:: Directions for this task ::
Give the total number of lines with the word "React" in them, and no other words.

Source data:
"""

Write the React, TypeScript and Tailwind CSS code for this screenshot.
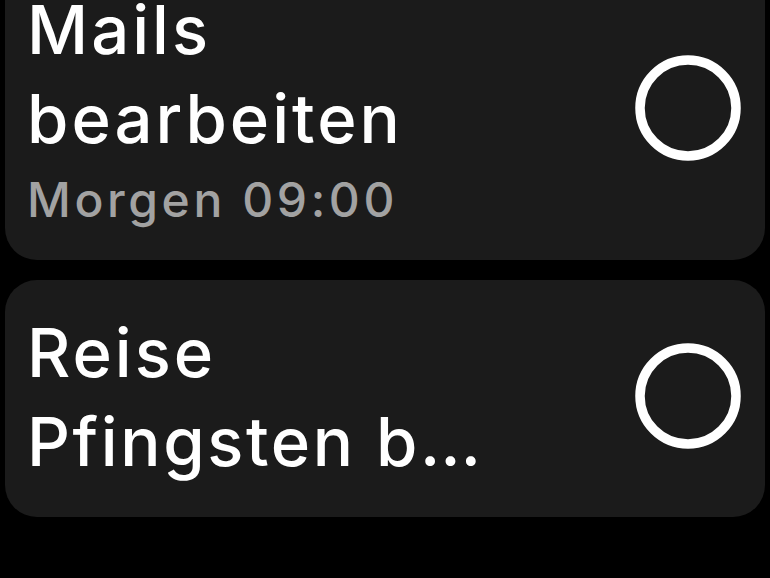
import React from "react";

function Ring() {
  return (
    <svg width="106" height="106" viewBox="0 0 106 106" className="shrink-0">
      <circle cx="53" cy="53" r="48" fill="none" stroke="#ffffff" strokeWidth="9.5" />
    </svg>
  );
}

export default function App() {
  const font = { fontFamily: "Inter, 'Noto Sans', sans-serif" };
  return (
    <div className="w-[770px] h-[578px] bg-black overflow-hidden" style={font}>
      <div className="flex flex-col gap-[20px] px-[5px] mt-[-43px]">
        <div className="flex items-center justify-between bg-[#1b1b1b] rounded-[32px] pl-[22px] pr-[24px] pt-[28px] pb-[23px]">
          <div className="flex flex-col font-medium">
            <span className="text-white text-[67px] leading-[89px] tracking-[3px]">Mails</span>
            <span className="text-white text-[67px] leading-[89px] tracking-[3px]">bearbeiten</span>
            <span className="text-[#a2a2a2] text-[48px] leading-[74px] tracking-[3.6px]">Morgen 09:00</span>
          </div>
          <div className="mb-[6px]">
            <Ring />
          </div>
        </div>
        <div className="flex items-center justify-between bg-[#1b1b1b] rounded-[32px] pl-[22px] pr-[24px] pt-[28px] pb-[31px]">
          <div className="flex flex-col font-medium">
            <span className="text-white text-[67px] leading-[89px] tracking-[3px]">Reise</span>
            <span className="text-white text-[67px] leading-[89px] tracking-[2.6px]">Pfingsten b…</span>
          </div>
          <div className="mb-[2px]">
            <Ring />
          </div>
        </div>
      </div>
    </div>
  );
}
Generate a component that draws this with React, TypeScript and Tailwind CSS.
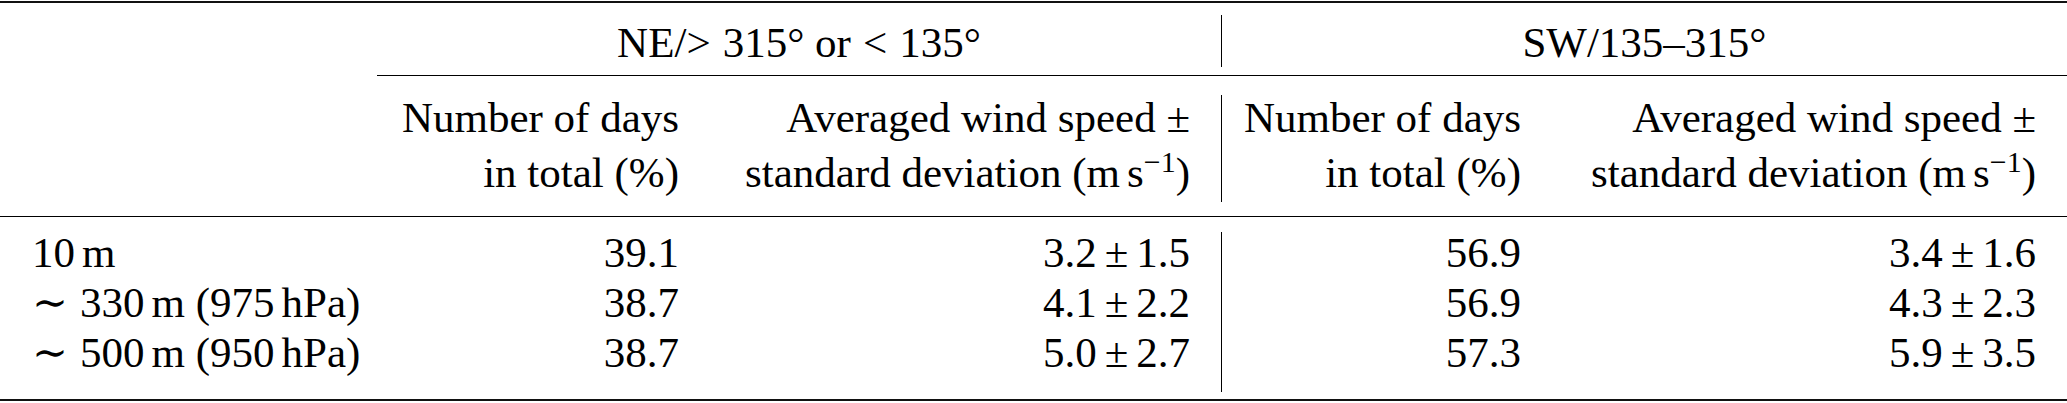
import React from "react";

function Sup({ children }: { children: React.ReactNode }) {
  return <span className="relative -top-[15px] text-[30px] leading-none">{children}</span>;
}

function PM({ a, b }: { a: string; b: string }) {
  return (
    <span>
      {a}
      <span className="mx-[8px]">±</span>
      {b}
    </span>
  );
}

function VLine({ cls }: { cls: string }) {
  return <div className={`w-px shrink-0 bg-black ${cls}`} />;
}

const rows = [
  { label: <>10<span className="ml-[7px]">m</span></>, a: "39.1", b: ["3.2", "1.5"], c: "56.9", d: ["3.4", "1.6"] },
  {
    label: (
      <>
        <span className="mr-[12px]">∼</span>330<span className="ml-[7px]">m</span> (975<span className="ml-[7px]">hPa)</span>
      </>
    ),
    a: "38.7",
    b: ["4.1", "2.2"],
    c: "56.9",
    d: ["4.3", "2.3"],
  },
  {
    label: (
      <>
        <span className="mr-[12px]">∼</span>500<span className="ml-[7px]">m</span> (950<span className="ml-[7px]">hPa)</span>
      </>
    ),
    a: "38.7",
    b: ["5.0", "2.7"],
    c: "57.3",
    d: ["5.9", "3.5"],
  },
];

export default function App() {
  return (
    <div className="w-[2067px] h-[403px] bg-white text-black text-[43px] overflow-hidden font-['Liberation_Serif','Times_New_Roman','DejaVu_Serif',serif]">
      <div className="h-px" />
      <div className="h-[2px] bg-[#111]" />
      {/* group header */}
      <div className="flex h-[72px]">
        <div className="w-[377px] shrink-0" />
        <div className="w-[844px] shrink-0 text-center leading-[50px] pt-[15px]">
          NE/<span className="mr-[12px]">&gt;</span>315° or<span className="mx-[12px]">&lt;</span>135°
        </div>
        <VLine cls="mt-[12px] mb-[8px]" />
        <div className="flex-1 text-center leading-[50px] pt-[15px]">SW/135–315°</div>
      </div>
      <div className="ml-[377px] h-px bg-black" />
      {/* column headers */}
      <div className="flex h-[140px] leading-[55px]">
        <div className="w-[377px] shrink-0" />
        <div className="w-[334px] shrink-0 text-right pr-[32px] pt-[14px]">
          <div>Number of days</div>
          <div>in total (%)</div>
        </div>
        <div className="w-[510px] shrink-0 text-right pr-[31px] pt-[14px]">
          <div>Averaged wind speed ±</div>
          <div>
            standard deviation (m<span className="ml-[7px]">s</span>
            <Sup>−1</Sup>)
          </div>
        </div>
        <VLine cls="mt-[19px] mb-[14px]" />
        <div className="w-[331px] shrink-0 text-right pr-[32px] pt-[14px]">
          <div>Number of days</div>
          <div>in total (%)</div>
        </div>
        <div className="flex-1 text-right pr-[31px] pt-[14px]">
          <div>Averaged wind speed ±</div>
          <div>
            standard deviation (m<span className="ml-[7px]">s</span>
            <Sup>−1</Sup>)
          </div>
        </div>
      </div>
      <div className="h-px bg-black" />
      {/* data */}
      <div className="flex h-[182px] leading-[50px]">
        <div className="w-[377px] shrink-0 pl-[32px] pt-[11px]">
          {rows.map((r, i) => (
            <div key={i}>{r.label}</div>
          ))}
        </div>
        <div className="w-[334px] shrink-0 text-right pr-[32px] pt-[11px]">
          {rows.map((r, i) => (
            <div key={i}>{r.a}</div>
          ))}
        </div>
        <div className="w-[510px] shrink-0 text-right pr-[31px] pt-[11px]">
          {rows.map((r, i) => (
            <div key={i}>
              <PM a={r.b[0]} b={r.b[1]} />
            </div>
          ))}
        </div>
        <VLine cls="mt-[15px] mb-[7px]" />
        <div className="w-[331px] shrink-0 text-right pr-[32px] pt-[11px]">
          {rows.map((r, i) => (
            <div key={i}>{r.c}</div>
          ))}
        </div>
        <div className="flex-1 text-right pr-[31px] pt-[11px]">
          {rows.map((r, i) => (
            <div key={i}>
              <PM a={r.d[0]} b={r.d[1]} />
            </div>
          ))}
        </div>
      </div>
      <div className="h-[2px] bg-[#111]" />
    </div>
  );
}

"""

:: Task response ::
5